SOCIAL CHANGES DUE TO GREEN REVOLUTION AND NEW SOCIAL CLASS
- Participating in the green revolution did not mean the same thing to smaller farmers as it did to bigger farmers. While bigger farmers had enough surplus of their own to invest in the new capital-intensive farming for smaller landowners it meant additional dependence on borrowing generally from informal sources.
- Although theoretically the new technology was scale neutral it was certainly not resource neutral. The new technology also compelled widespread involvement with the market. Thus although the small farmers took to the new technologies the fact that their resources were limited meant that these technologies ushered in a new set of dependencies.
- One of the manifestations of the growing market orientation of agrarian production was the emergence of a totally new kind of mobilization of surplus producing farmers who demanded a better deal for the agricultural sector.
- These new farmers’ movements emerged almost simultaneously in virtually all the green revolution regions. These movements gained momentum during the decade of the 1980s.These movements were led by substantial landowners who had benefited most from the developmental programmes and belonged to the numerically large middle -level caste groups whom Srinivas had called the dominant castes.

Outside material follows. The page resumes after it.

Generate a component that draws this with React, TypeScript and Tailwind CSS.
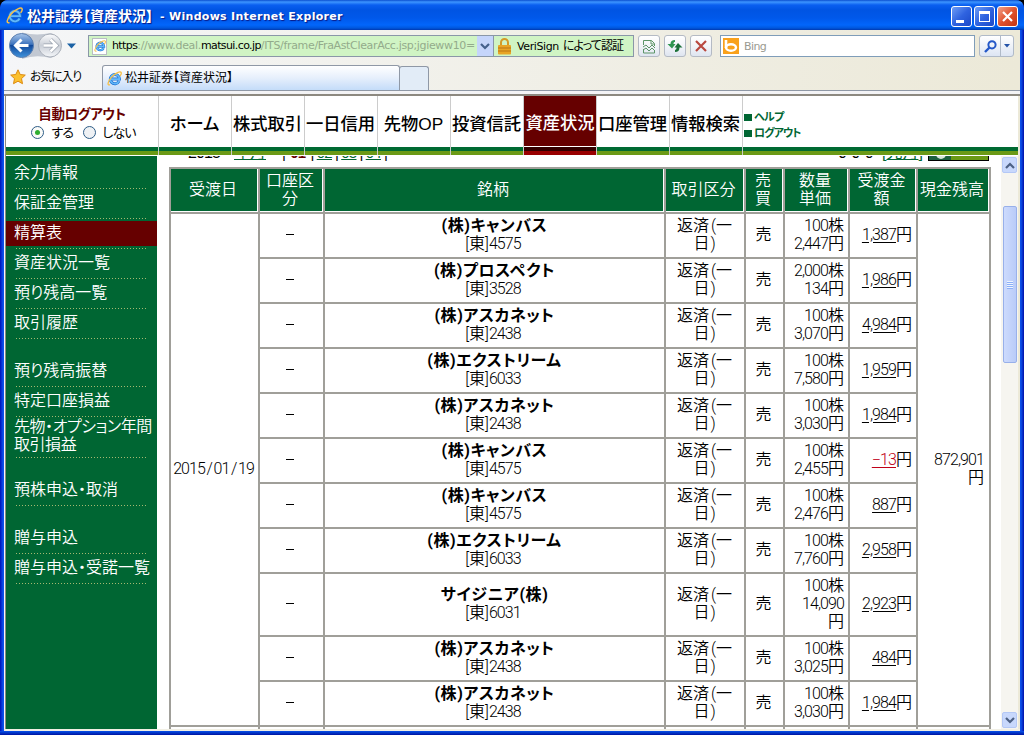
import { useState } from "react"

type Row = {
    name: string;
    code: string;
    qty: string;
    price: string;
    amount: string;
}

const rows: Row[] = [
    { name: "(株)キャンバス", code: "4575", qty: "100", price: "2,447", amount: "1,387" },
    { name: "(株)プロスペクト", code: "3528", qty: "2,000", price: "134", amount: "1,986" },
    { name: "(株)アスカネット", code: "2438", qty: "100", price: "3,070", amount: "4,984" },
    { name: "(株)エクストリーム", code: "6033", qty: "100", price: "7,580", amount: "1,959" },
    { name: "(株)アスカネット", code: "2438", qty: "100", price: "3,030", amount: "1,984" },
    { name: "(株)キャンバス", code: "4575", qty: "100", price: "2,455", amount: "−13" },
    { name: "(株)キャンバス", code: "4575", qty: "100", price: "2,476", amount: "887" },
    { name: "(株)エクストリーム", code: "6033", qty: "100", price: "7,760", amount: "2,958" },
    { name: "サイジニア(株)", code: "6031", qty: "100", price: "14,090", amount: "2,923" },
    { name: "(株)アスカネット", code: "2438", qty: "100", price: "3,025", amount: "484" },
    { name: "(株)アスカネット", code: "2438", qty: "100", price: "3,030", amount: "1,984" },
];

const menuGroups = [
    ["余力情報", "保証金管理", "精算表", "資産状況一覧", "預り残高一覧", "取引履歴"],
    ["預り残高振替", "特定口座損益", "先物・オプション年間\n取引損益"],
    ["預株申込・取消"],
    ["贈与申込", "贈与申込・受諾一覧"],
];

const navItems = ["ホーム", "株式取引", "一日信用", "先物OP", "投資信託", "資産状況", "口座管理", "情報検索"];

const Num = ({ children }: { children: string }) => (
    <span className="tracking-[-0.9px]">{children}</span>
)

const IeLogo = ({ size }: { size: number }) => (
    <svg width={size} height={size} viewBox="0 0 16 16" className="shrink-0">
        <path d="M12.8 10.8A4.9 4.9 0 1 1 13.300 8.600H4" fill="none" stroke="#1c6fd0" strokeWidth="3.200" />
        <path d="M12.8 10.8A4.9 4.9 0 1 1 13.300 8.600H4" fill="none" stroke="#62b8fa" strokeWidth="1.800" />
        <path d="M3.3 14.6C0 16 .6 11.400 4.600 6.800 8.800 2.200 14.500-.5 15.200 1.800c.3 1-.4 2.400-1.400 3.700" fill="none" stroke="#f5c04a" strokeWidth="1.400" />
    </svg>
)

const TitleBar = () => (
    <div className="h-[30px] shrink-0 flex items-center pl-[6px] pr-[6px] rounded-t-[7px] bg-[linear-gradient(#0b4fd0_0,#3d95ff_2px,#0a5ff0_5px,#0054e3_10px,#0058ea_18px,#0266fb_25px,#0057dd_28px,#0038b0_30px)]">
        <IeLogo size={17} />
        <div className="ml-1 pt-0.5 text-white font-bold leading-none whitespace-pre [text-shadow:1px_1px_1px_#0a1883] flex items-center">
            <span className="text-[14px] tracking-[0px]">松井証券【資産状況】</span>
            <span className="ml-[7px] tracking-[0.3px] text-[11px] font-['DejaVu_Sans']">- Windows Internet Explorer</span>
        </div>
        <div className="ml-auto flex gap-[2px] pt-[2px]">
            <div className="w-[21px] h-[21px] border border-white rounded-[3px] bg-linear-to-br from-[#6f9cf5] via-[#2f63e0] to-[#1b48c8] flex items-end pl-1 pb-[3px]">
                <div className="w-[8px] h-[3px] bg-white"></div>
            </div>
            <div className="w-[21px] h-[21px] border border-white rounded-[3px] bg-linear-to-br from-[#6f9cf5] via-[#2f63e0] to-[#1b48c8] flex items-center justify-center">
                <div className="w-[11px] h-[11px] border border-t-[3px] border-white"></div>
            </div>
            <div className="w-[21px] h-[21px] border border-white rounded-[3px] bg-linear-to-br from-[#f0a088] via-[#e0522c] to-[#c23410] flex items-center justify-center">
                <svg width="13" height="13" viewBox="0 0 13 13"><path d="M2 2l9 9M11 2l-9 9" stroke="#fff" strokeWidth="2.2" /></svg>
            </div>
        </div>
    </div>
)

const ToolButton = ({ children }: { children: React.ReactNode }) => (
    <div className="w-[22px] h-[22px] shrink-0 border border-[#b4bac4] rounded-[3px] bg-linear-to-b from-white via-[#f2f4f9] to-[#dfe5f0] flex items-center justify-center">{children}</div>
)

const NavButtons = () => (
    <svg width="76" height="30" viewBox="0 0 76 30" className="shrink-0">
        <defs>
            <linearGradient id="back" x1="0" y1="0" x2="0" y2="1">
                <stop offset="0" stopColor="#a9c6ea" />
                <stop offset=".45" stopColor="#3d73bd" />
                <stop offset=".5" stopColor="#124a9c" />
                <stop offset="1" stopColor="#3f93dc" />
            </linearGradient>
            <linearGradient id="fwd" x1="0" y1="0" x2="0" y2="1">
                <stop offset="0" stopColor="#fdfdfe" />
                <stop offset=".5" stopColor="#c9ced6" />
                <stop offset="1" stopColor="#f5f7fa" />
            </linearGradient>
        </defs>
        <path d="M17 1.500Q31 5 46 2a13 13 0 0 1 0 25Q31 23 17 28z" fill="#c2c8d2" />
        <circle cx="16.500" cy="14.500" r="12" fill="url(#back)" stroke="#5c7fb0" />
        <circle cx="45" cy="14.500" r="11.500" fill="url(#fwd)" stroke="#aab0ba" />
        <path d="M23.500 14.500H11M16.500 8.500l-6 6 6 6" fill="none" stroke="#fff" strokeWidth="3" />
        <path d="M38.500 14.500H51M45.500 8.500l6 6-6 6" fill="none" stroke="#9aa2ae" strokeWidth="4" />
        <path d="M38.500 14.500H51M45.500 8.500l6 6-6 6" fill="none" stroke="#fff" strokeWidth="2.600" />
        <path d="M62 12.500h9l-4.500 5z" fill="#1b62a5" />
    </svg>
)

const Toolbar = () => (
    <div className="h-[32px] shrink-0 flex items-center pl-[1px]">
        <NavButtons />
        <div className="ml-[7px] w-[389px] h-[22px] shrink-0 border border-r-0 border-[#8a97a8] bg-[#d0f4c4] flex items-center overflow-hidden">
            <div className="ml-[3px] mr-[5px] w-[15px] h-[17px] bg-white border border-[#b9bdc4] flex items-center justify-center shrink-0">
                <IeLogo size={12} />
            </div>
            <div className="whitespace-nowrap text-[11px] leading-[14px] text-[#93ab8b] font-['DejaVu_Sans'] tracking-[-0.34px]">
                <span className="text-black tracking-[-0.6px]">https</span>://www.deal.<span className="text-black tracking-[-0.6px]">matsui.co.jp</span>/ITS/frame/FraAstClearAcc.jsp;jgieww10=
            </div>
        </div>
        <div className="w-[16px] h-[22px] shrink-0 border-y border-[#8a97a8] bg-[#c5d5fb] flex items-center justify-center">
            <svg width="10" height="7" viewBox="0 0 10 7"><path d="M1 1l4 4 4-4" fill="none" stroke="#44608c" strokeWidth="2.200" /></svg>
        </div>
        <div className="w-[141px] h-[22px] shrink-0 border border-[#8a97a8] bg-[#d0f4c4] flex items-center pl-[4px]">
            <svg width="13" height="17" viewBox="0 0 13 17">
                <path d="M3 8V4.500a3.500 3.500 0 0 1 7 0V8" fill="none" stroke="#d39a28" strokeWidth="2" />
                <rect y="7" width="13" height="9.500" rx="1" fill="#e8a526" />
                <path d="M0 10h13M0 13h13" stroke="#bb7412" />
            </svg>
            <span className="ml-[6px] text-[12px] leading-none whitespace-nowrap"><span className="font-['DejaVu_Sans'] text-[11px] tracking-[-0.4px]">VeriSign</span><span className="ml-[4px] tracking-[-0.9px]">によって認証</span></span>
        </div>
        <div className="ml-1 flex gap-1">
            <ToolButton>
                <svg width="14" height="15" viewBox="0 0 14 15" fill="none" stroke="#5c9568">
                    <path d="M1.500 6V1.500h8l3 3V7M9 1.500V5h3M1.500 10v4h11v-3" />
                    <path d="M1 8l3-2 3 3 3-3 3 3M1 11l3-2 3 3 3-3 3 3" />
                </svg>
            </ToolButton>
            <ToolButton>
                <svg width="16" height="14" viewBox="0 0 16 14">
                    <path d="M8 1C5 1 3.500 2.500 3.500 5H.5l4.500 4.500L8.500 5h-2c0-1.500.3-2 1.500-2z" fill="#2f9550" />
                    <path d="M8 13c3 0 4.500-1.500 4.500-4.500h3L11 4 7.500 8.500h2c0 1.500-.3 2.300-1.500 2.300z" fill="#1b7038" />
                </svg>
            </ToolButton>
            <ToolButton>
                <svg width="12" height="12" viewBox="0 0 12 12"><path d="M1 1l10 10M11 1L1 11" stroke="#b94840" strokeWidth="2.200" /></svg>
            </ToolButton>
        </div>
        <div className="ml-[8px] w-[255px] h-[22px] shrink-0 border border-[#7f9db9] bg-white flex items-center pl-[2px]">
            <svg width="16" height="16" viewBox="0 0 16 16">
                <rect width="16" height="16" fill="#f9a11b" />
                <path d="M3 2v8" stroke="#fff" strokeWidth="2.600" />
                <ellipse cx="8" cy="9.500" rx="5" ry="3.200" fill="none" stroke="#fff" strokeWidth="2.400" />
            </svg>
            <span className="ml-[5px] text-[11px] leading-[13px] text-[#9a9a90] font-['DejaVu_Sans'] tracking-[-0.6px]">Bing</span>
        </div>
        <div className="ml-1 h-[22px] w-[35px] shrink-0 flex border border-[#b0bac8] rounded-[3px] bg-linear-to-b from-white to-[#dde5f3]">
            <div className="w-[21px] border-r border-[#b0bac8] flex items-center justify-center">
                <svg width="13" height="13" viewBox="0 0 13 13" fill="none" stroke="#2458c8" strokeWidth="2">
                    <circle cx="8" cy="4.800" r="3.600" />
                    <path d="M5.500 7.500L1 12" strokeWidth="2.400" />
                </svg>
            </div>
            <div className="flex-1 flex items-center justify-center">
                <svg width="6" height="4" viewBox="0 0 6 4"><path d="M0 0h6L3 3.500z" fill="#2352a8" /></svg>
            </div>
        </div>
    </div>
)

const TabBar = () => (
    <div className="h-[29px] shrink-0 flex items-end border-b border-[#8f98a6]">
        <div className="w-[98px] h-[27px] flex items-center pl-[6px]">
            <svg width="16" height="16" viewBox="0 0 16 16"><path d="M8 .8l2.200 4.700 5.100.6-3.800 3.500 1 5.100L8 12.200l-4.500 2.500 1-5.100L.7 6.100l5.100-.6z" fill="#fbc02e" stroke="#dc8a12" /></svg>
            <span className="ml-[4px] text-[12px] leading-none whitespace-nowrap tracking-[-1.2px]">お気に入り</span>
        </div>
        <div className="w-[298px] h-[25px] rounded-t-[3px] border border-b-0 border-[#8f98a6] bg-linear-to-b from-white via-[#e6effc] to-[#c4dcf9] flex items-center pl-1">
            <IeLogo size={15} />
            <span className="ml-[3px] text-[12px] leading-none whitespace-nowrap tracking-[0px]">松井証券【資産状況】</span>
        </div>
        <div className="w-[30px] h-[24px] -ml-px rounded-t-[3px] border border-b-0 border-[#8f98a6] bg-[#e2ecf7]"></div>
    </div>
)

const SiteHeader = ({ logout, setLogout }: { logout: boolean; setLogout: (v: boolean) => void }) => (
    <div className="h-[60px] shrink-0 flex border-b border-white bg-[linear-gradient(#fff_0_51px,#006a32_51px_55px,#6b9a16_55px_59px)]">
        <div className="w-[152px] shrink-0 flex flex-col items-center pt-[11px]">
            <div className="text-[13.5px] leading-[16px] font-bold text-[#660000] tracking-[-0.4px]">自動ログアウト</div>
            <div className="mt-px ml-[3px] flex items-center text-[13px] leading-[17px]">
                <span onClick={() => setLogout(true)} className="w-[13px] h-[13px] rounded-full border border-[#2d5c86] bg-[#fbfbf8] flex items-center justify-center">
                    {logout && <i className="w-[5px] h-[5px] rounded-full bg-[#2fae2f]"></i>}
                </span>
                <span className="ml-[7px] w-[32px] tracking-[-0.8px]">する</span>
                <span onClick={() => setLogout(false)} className="w-[13px] h-[13px] rounded-full border border-[#2d5c86] bg-[#eef1f4] flex items-center justify-center">
                    {!logout && <i className="w-[5px] h-[5px] rounded-full bg-[#2fae2f]"></i>}
                </span>
                <span className="ml-[6px] tracking-[-0.9px]">しない</span>
            </div>
        </div>
        {navItems.map((item) => (
            <div
                key={item}
                className={item === "資産状況"
                    ? "w-[73px] shrink-0 border-l border-[#ccc] text-white flex justify-center pt-[16px] bg-[linear-gradient(#660000_0_50px,#fff_50px_51px,#330000_51px_55px,#990000_55px_59px)]"
                    : "w-[73px] shrink-0 border-l border-[#ccc] flex justify-center pt-[17px] pr-px"}
            >
                <span className="text-[17.3px] leading-[22px] font-medium whitespace-nowrap">{item}</span>
            </div>
        ))}
        <div className="border-l border-[#ccc] pl-px pt-[13px] text-[11px] leading-[16px] font-bold text-[#006633]">
            <div className="flex items-center"><i className="w-2 h-[7px] bg-[#006633] mr-[2px]"></i><span className="tracking-[-0.7px]">ヘルプ</span></div>
            <div className="flex items-center"><i className="w-2 h-[7px] bg-[#006633] mr-[2px]"></i><span className="tracking-[-1px]">ログアウト</span></div>
        </div>
    </div>
)

const Sidebar = () => (
    <div className="w-[151px] shrink-0 bg-[#006633] text-white font-[350] pt-[3px] flex flex-col gap-[18px]">
        {menuGroups.map((group, g) => (
            <div key={g}>
                {group.map((item) => (
                    <div key={item} className={item.includes("\n") ? "h-[41px] flex flex-col" : "h-[30px] pt-[2px] flex flex-col"}>
                        <div className={item === "精算表" ? "h-[25px] bg-[#660000] pl-[8px] text-[16px] leading-[23px]" : "grow pl-[8px] text-[16px] leading-[23px]"}>
                            {item.includes("\n")
                                ? <div className="whitespace-pre leading-[18px] tracking-[-0.45px] pt-px">{item}</div>
                                : <div className="whitespace-nowrap">{item}</div>}
                        </div>
                        <div className="mt-auto ml-[10px] w-[131px] h-px shrink-0 bg-[repeating-linear-gradient(90deg,#a5b871_0_1px,transparent_1px_3px)]"></div>
                    </div>
                ))}
            </div>
        ))}
    </div>
)

const cell = "border-l-2 border-t-2 border-[#a09f99] flex items-center text-[16px] leading-[18px] pb-[2px]"
const head = "bg-[#006633] text-white border-l-2 border-t-2 border-[#a09f99] shadow-[inset_-1px_-1px_#fff] flex items-center justify-center text-center text-[16px] leading-[18px] pb-[2px] pr-[3px]"

const ClippedPager = () => (
    <div className="h-[11px] flex items-start overflow-hidden text-[16px]">
        <div className="flex -mt-[14px] leading-[22px] w-full h-[23px]">
            <span className="ml-[19px] w-[46px] tracking-[-0.9px]">2015</span>
            <span className="w-[48px] text-[#006633] underline underline-offset-1">年月</span>
            <span className="w-[98px] text-[15px] whitespace-nowrap tracking-[-0.7px] text-black">|<b className="mx-[5px] text-[#660000]">01</b>|<u className="mx-[3px] text-[#006633]">02</u>|<u className="mx-[3px] text-[#006633]">03</u>|<u className="mx-[3px] text-[#006633]">04</u>|</span>
            <span className="ml-[458px] w-[44px] whitespace-nowrap">0 0 0</span>
            <span className="text-[#006633] whitespace-nowrap w-[46px]">[<u>先月</u>]</span>
            <span className="w-[61px] h-[19px] border border-black bg-[#6b9a16] flex items-end justify-start"><i className="w-[22px] h-full bg-[#1c6040] flex items-end pl-[7px] pb-px"><i className="w-[10px] h-[12px] rounded-b-full bg-[#d8e6da]"></i></i></span>
        </div>
    </div>
)

const Statement = () => (
    <div className="w-[822px] ml-3 shrink-0 border-r-2 border-[#a09f99] mb-[2px] font-[350] font-['Roboto','Noto_Sans_CJK_JP',sans-serif]">
        <div className="grid grid-cols-[89px_65px_341px_80px_39px_65px_68px_73px] grid-rows-[45px]">
            <div className={head}>受渡日</div>
            <div className={head}>口座区<br />分</div>
            <div className={head}>銘柄</div>
            <div className={head}>取引区分</div>
            <div className={head}>売<br />買</div>
            <div className={head}>数量<br />単価</div>
            <div className={head}>受渡金<br />額</div>
            <div className={head}>現金残高</div>
        </div>
        <div className="flex h-[513px]">
            <div className={cell + " w-[89px] justify-center"}><span className="tracking-[-0.9px] pr-[2px]">2015<span className="px-[1.5px]">/</span>01<span className="px-[1.5px]">/</span>19</span></div>
            <div className="w-[658px]">
                {rows.map((row, i) => (
                    <div key={i} className={row.price.length > 5 ? "h-[63px] grid grid-cols-[65px_341px_80px_39px_65px_68px]" : "h-[45px] grid grid-cols-[65px_341px_80px_39px_65px_68px]"}>
                        <div className={cell + " justify-center pr-[3px]"}><i className="w-[8px] h-px bg-black"></i></div>
                        <div className={cell + " flex-col justify-center"}>
                            <span className="font-bold text-[16px] tracking-[0.6px]">{row.name}</span>
                            <span className="pr-[3px]">[東]<Num>{row.code}</Num></span>
                        </div>
                        <div className={cell + " justify-center text-center pr-px"}><div>返済<span className="pl-[2px]">(</span>一<br />日<span className="pl-px">)</span></div></div>
                        <div className={cell + " justify-center pr-[2px]"}>売</div>
                        <div className={cell + " justify-end text-right pr-[4px]"}>
                            <div>
                                <div><Num>{row.qty}</Num>株</div>
                                <div><Num>{row.price}</Num>{row.price.length > 5 && <br />}円</div>
                            </div>
                        </div>
                        <div className={cell + " justify-end pr-[4px]"}>
                            <u className={row.amount === "−13" ? "text-[#c00018] tracking-[-0.9px] underline-offset-2" : "tracking-[-0.9px] underline-offset-2"}>{row.amount}</u>円
                        </div>
                    </div>
                ))}
            </div>
            <div className={cell + " w-[73px] justify-end text-right pr-[5px]"}><div><Num>872,901</Num><br />円</div></div>
        </div>
        <div className="h-[4px] grid grid-cols-[89px_65px_341px_80px_39px_65px_68px_73px]">
            {[0, 1, 2, 3, 4, 5, 6, 7].map((n) => <div key={n} className="border-l-2 border-t-2 border-[#a09f99]"></div>)}
        </div>
    </div>
)

const ScrollBar = () => (
    <div className="ml-auto w-[17px] shrink-0 bg-[#f6f5f0] flex flex-col items-center pt-px pb-px">
        <div className="w-[15px] h-[16px] rounded-[2px] border border-[#b4c8f6] bg-[#c8d8fc] flex items-center justify-center">
            <svg width="10" height="7" viewBox="0 0 10 7"><path d="M1 6l4-4 4 4" fill="none" stroke="#4d6185" strokeWidth="2.200" /></svg>
        </div>
        <div className="mt-[33px] w-[14px] h-[157px] rounded-[2px] border border-[#98b0ea] bg-linear-to-r from-[#cddbfd] to-[#b9cbf8] flex flex-col items-center justify-center gap-px">
            {[0, 1, 2, 3].map((n) => <i key={n} className="w-[6px] h-px bg-[#eef4fe] shadow-[0_1px_#8cb0f8]"></i>)}
        </div>
        <div className="mt-auto w-[15px] h-[16px] rounded-[2px] border border-[#b4c8f6] bg-[#c8d8fc] flex items-center justify-center">
            <svg width="10" height="7" viewBox="0 0 10 7"><path d="M1 1l4 4 4-4" fill="none" stroke="#4d6185" strokeWidth="2.200" /></svg>
        </div>
    </div>
)

const App = () => {
    const [logout, setLogout] = useState(true);

    return (
        <div className="w-[1024px] h-[735px] overflow-hidden bg-black text-black font-['Liberation_Sans','Noto_Sans_CJK_JP',sans-serif] [font-feature-settings:'palt']">
            <div className="w-full h-full flex flex-col rounded-t-[8px] overflow-hidden bg-[linear-gradient(90deg,#0010b8_0,#0b50ea_3px,#0b50ea_1021px,#0010a8_1024px)]">
                <TitleBar />
                <div className="mx-[4px] h-[701px] flex flex-col bg-linear-to-r from-[#f5f6f8] to-[#ece9d8]">
                    <Toolbar />
                    <TabBar />
                    <div className="h-[5px] shrink-0 bg-[#f3f3f5] border-b-2 border-[#8d8980]"></div>
                    <div className="ml-[1px] border-l border-[#8d8980] mr-[2px] grow min-h-0 flex flex-col bg-white">
                        <SiteHeader logout={logout} setLogout={setLogout} />
                        <div className="grow flex min-h-0">
                            <Sidebar />
                            <div className="grow min-w-0 flex overflow-hidden">
                                <div className="overflow-hidden">
                                    <div className="pl-[12px]"><ClippedPager /></div>
                                    <Statement />
                                </div>
                                <ScrollBar />
                            </div>
                        </div>
                    </div>
                    <div className="h-[2px] shrink-0 bg-[#f1efe4]"></div>
                </div>
                <div className="grow bg-linear-to-b from-[#0b50ea] to-[#0010a0]"></div>
            </div>
        </div>
    )
}

export default App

- The members of this new social class not only emerged as a dominant group at village level but they also came to dominate regional /state-level politics in most parts of India. They had an accumulated surplus that they sought to invest in ever more profitable enterprises. Some of them diversified into other economic activities or migrated to urban areas or entered agricultural trade. Culturally also this new class differed significantly from both the classical peasants and old landlords.
- The changes produced by the green revolution also generated an interesting debate among Marxist scholars on the question of defining the prevailing mode of production in Indian agriculture. The most contentious revolved around whether capitalism had become dominant in Indian agriculture or was still characterized by the semi-feudal mode of production.
- Another set of scholars on the basis of their own empirical studies mostly from eastern India asserted that Indian agriculture was still dominated by a semi-feudal mode of production. According to this school landlords cum moneylenders continued to dominate the process of agricultural production. Peasants and labourers were tied to them through the mechanism of debt that led to forced commercialization of labour and agricultural yield. This produced a self-perpetuating stagnant and exploitative agrarian structure that could be described as semi-feudal.
- The internal logic of this system worked against any possibility of agricultural growth or the development of capitalism in Indian agriculture.
The limited spread of the Green Revolution has become a cause for concern, as it has remained largely crop- and area-specific. In recent years there has also been some
environmental problems associated with this strategy. On balance, the Green Revolution has been an important contributor to the growth of food-grain output in the four decades. Current strategies of agricultural development must take into account the need for sustainability enhancing technologies and the changes in international trade scenario. Issues such as suitable technology for rainfed areas, resource management, better livelihood strategies and trade should be incorporated in the policy and its implementation assured at all costs.